Kubeflow is best suited for teams already using Kubernetes, offering a powerful MLOps solution that integrates well with containerized workflows.
2. MLflow
MLflow is an open-source platform designed to manage the entire ML lifecycle, including experimentation, reproducibility, and deployment. It is highly flexible and can be integrated into existing tools and platforms.
- Key Features:
- Experiment Tracking: MLflow helps teams track parameters, metrics, and code versions for different experiments.
- Model Registry: It provides a central repository to manage and share ML models, making it easy to manage model lifecycles.
- Reproducibility: MLflow allows for easy recreation of results, ensuring consistency across experiments.
- Deployment Flexibility: Models can be deployed in various environments, including AWS SageMaker, Azure ML, and on-premise servers.
- Lightweight: MLflow can be easily integrated into existing ML pipelines with minimal setup.
MLflow is ideal for teams that need a flexible, modular approach to MLOps, with robust experiment tracking and model management features.
3. DataRobot MLOps
DataRobot MLOps offers an enterprise-grade platform for deploying, monitoring, and managing machine learning models in production. It integrates automation and AI to simplify the process of deploying models at scale.
- Key Features:
- Automated Model Monitoring: DataRobot automatically monitors model performance and sends alerts when models drift or degrade.
- Cross-Platform Deployment: Models can be deployed across multiple environments, including cloud, on-premise, and edge devices.
- Governance and Compliance: DataRobot ensures that models meet governance and compliance requirements, making it ideal for industries like finance and healthcare.
- Seamless Integration: It integrates with various CI/CD pipelines to automate model deployment and retraining.
- Enterprise Security: DataRobot provides security features suitable for large enterprises, including role-based access control and audit trails.
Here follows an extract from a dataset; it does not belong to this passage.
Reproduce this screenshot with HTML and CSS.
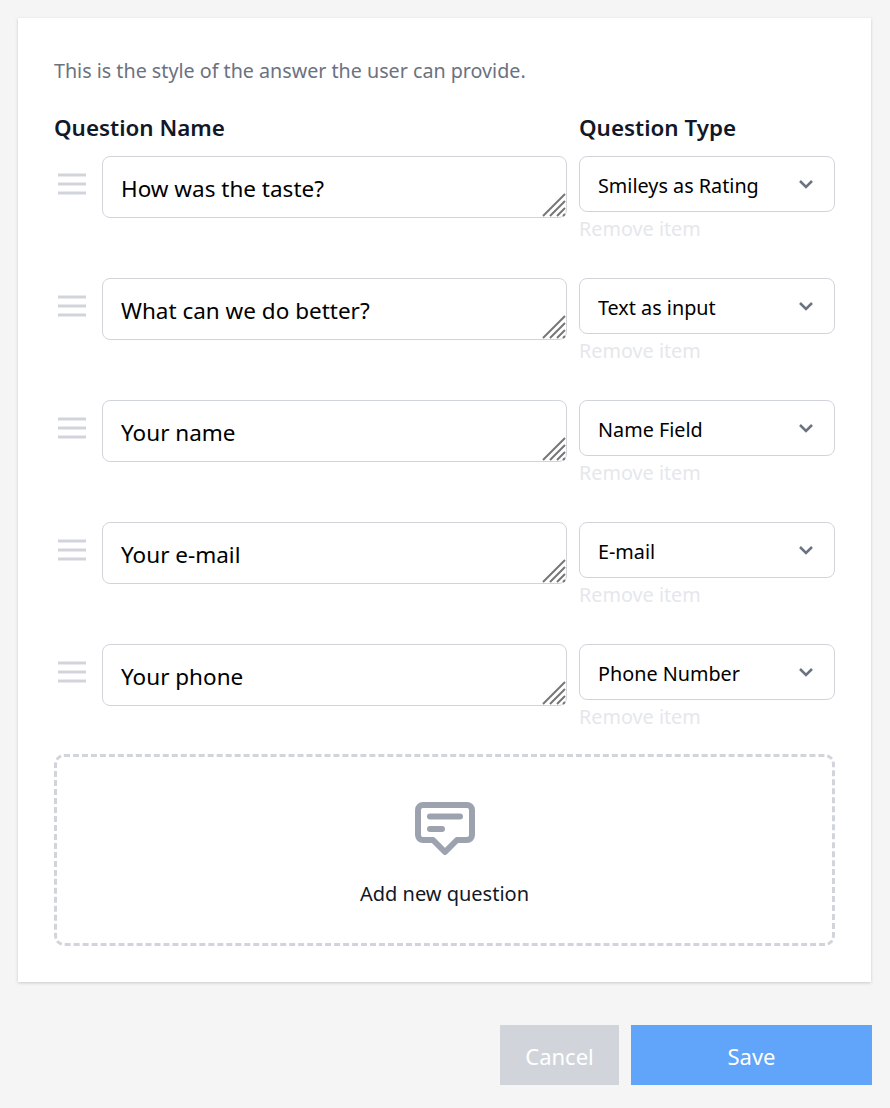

For enterprises looking for an all-in-one MLOps platform with a strong focus on governance, scalability, and security, DataRobot is a great choice.
4. Weights & Biases
Weights & Biases (W&B) is a powerful tool for tracking machine learning experiments and managing the ML lifecycle. It offers a rich suite of features designed to make collaboration between data science and operations teams more efficient.
- Key Features:
- Real-Time Experiment Tracking: W&B tracks experiments in real time, providing detailed logs and visualizations of metrics and hyperparameters.
- Hyperparameter Tuning: It supports automated hyperparameter tuning and optimization across multiple experiments.
- Collaboration Tools: W&B’s intuitive interface allows teams to collaborate easily, share results, and gain insights from experiments.
- Model Monitoring: It enables continuous monitoring of model performance in production environments.
- Flexible Integrations: W&B integrates with popular ML libraries and frameworks like TensorFlow, PyTorch, and Scikit-learn.
W&B is especially beneficial for teams focused on deep learning and experimentation, offering a robust platform for tracking and visualizing complex models.
5. Amazon SageMaker
Amazon SageMaker is a fully managed machine learning service that provides an end-to-end solution for building, training, and deploying models on AWS. SageMaker also offers MLOps capabilities to automate workflows and manage model deployment at scale.
- Key Features:
- Integrated Development: SageMaker Studio offers an integrated environment for ML development, from experimentation to production.
- Managed Training: SageMaker automates the process of training models on scalable infrastructure, reducing manual intervention.
- Model Deployment: It provides scalable model hosting and deployment with high availability.
- MLOps Pipelines: SageMaker Pipelines offer a dedicated workflow for automating ML workflows, including data preprocessing, model training, and deployment.
- Model Monitoring and Drift Detection: SageMaker continuously monitors models in production to detect performance issues and trigger alerts.
SageMaker is an excellent choice for organizations already using AWS services, providing seamless integration and scalability across the cloud.
Conclusion
In 2024, the demand for efficient and scalable MLOps solutions is higher than ever. As businesses increasingly rely on machine learning to drive decision-making and innovation, the need for robust tools to manage the ML lifecycle is essential. Tools like Kubeflow, MLflow, DataRobot, Weights & Biases, and Amazon SageMaker each offer unique features that cater to different use cases and team needs, from experiment tracking to model deployment and monitoring.
When selecting an MLOps tool, consider your organization’s infrastructure, the complexity of your ML models, and your need for automation and scalability. By choosing the right MLOps platform, you can streamline your workflows, improve collaboration, and ensure that your models remain accurate and reliable in production.
As MLOps continues to evolve, these tools will be critical in enabling organizations to deploy, monitor, and scale machine learning models with greater efficiency and confidence.